Serve your Chicken Lemonato hot with extra lemon wedges on the side and your choice of accompaniments: crusty bread to mop up the sauce, a simple green salad, or fluffy rice or orzo. Be sure to include some of the roasted lemon slices and garlic in each portion for full flavor.

Pro Tips

  • Dry the chicken well: Blotting the chicken pieces before marinating helps the skin brown and crisp rather than steam.
  • Do not skimp on lemon or garlic: This dish is meant to be boldly flavored. Use fresh lemons and plenty of garlic for the best, brightest taste.
  • Let it marinate if you can: Even 30 minutes in the lemon-garlic-oregano marinade makes a noticeable difference. Overnight marinating yields the deepest flavor.
  • Balance the sauce: Every batch of lemons is different. Taste the pan juices and adjust with a splash more lemon for brightness or a teaspoon of honey for smoothness.
  • Use a thermometer: For perfectly cooked chicken, aim for at least 175°F (80°C) in thighs and drumsticks. Dark meat is more forgiving and stays juicy even a bit higher.

Variations

  • Stovetop braised Chicken Lemonato: Brown the chicken pieces in a wide, heavy pot until the skin is golden. Add the marinade, potatoes, onion, broth, and lemons. Cover and simmer gently for 35–45 minutes until tender, then uncover to reduce the sauce slightly.
  • Boneless, quicker version: Use 2.5 lb (1.1 kg) boneless, skinless chicken thighs. Marinate as directed, then roast uncovered at 400°F (200°C) for 25–30 minutes, adding potatoes only if they are parboiled or cut very small so they cook through.
  • Extra veggie sheet-pan dinner: Add chunks of carrot, fennel, or bell pepper to the pan with the potatoes and onion. Just keep everything in a single snug layer so it roasts and caramelizes instead of steaming.

Storage & Make-Ahead

You can marinate the chicken up to 24 hours in advance; keep it covered in the refrigerator. For best browning, bring it out of the fridge about 20 minutes before baking.

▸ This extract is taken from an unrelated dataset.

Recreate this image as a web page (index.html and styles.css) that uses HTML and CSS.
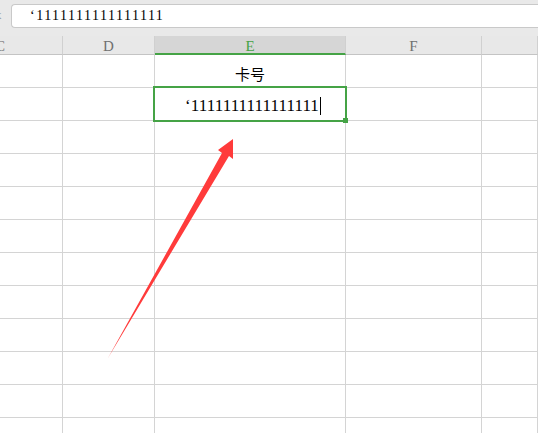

Leftover Chicken Lemonato keeps well. Cool completely, then transfer chicken, potatoes, and sauce to an airtight container and refrigerate for up to 3–4 days. Reheat gently, covered, in a 325°F (165°C) oven until warmed through, or on the stovetop over low heat, adding a splash of water or broth if the sauce has thickened too much.

You can also freeze the cooked chicken and sauce (without potatoes, which can change texture) for up to 2 months. Thaw overnight in the refrigerator before reheating. The flavor often deepens after a day, making leftovers especially delicious.

Nutrition (per serving)

Approximate values per serving (based on 6 servings, including potatoes and some sauce): about 470 calories, 29 g fat (of which about 7 g saturated), 22 g carbohydrates, 33 g protein, 2 g fiber, and 760 mg sodium. Actual values will vary depending on the exact cut and amount of chicken, how much skin is eaten, and how much sauce you enjoy.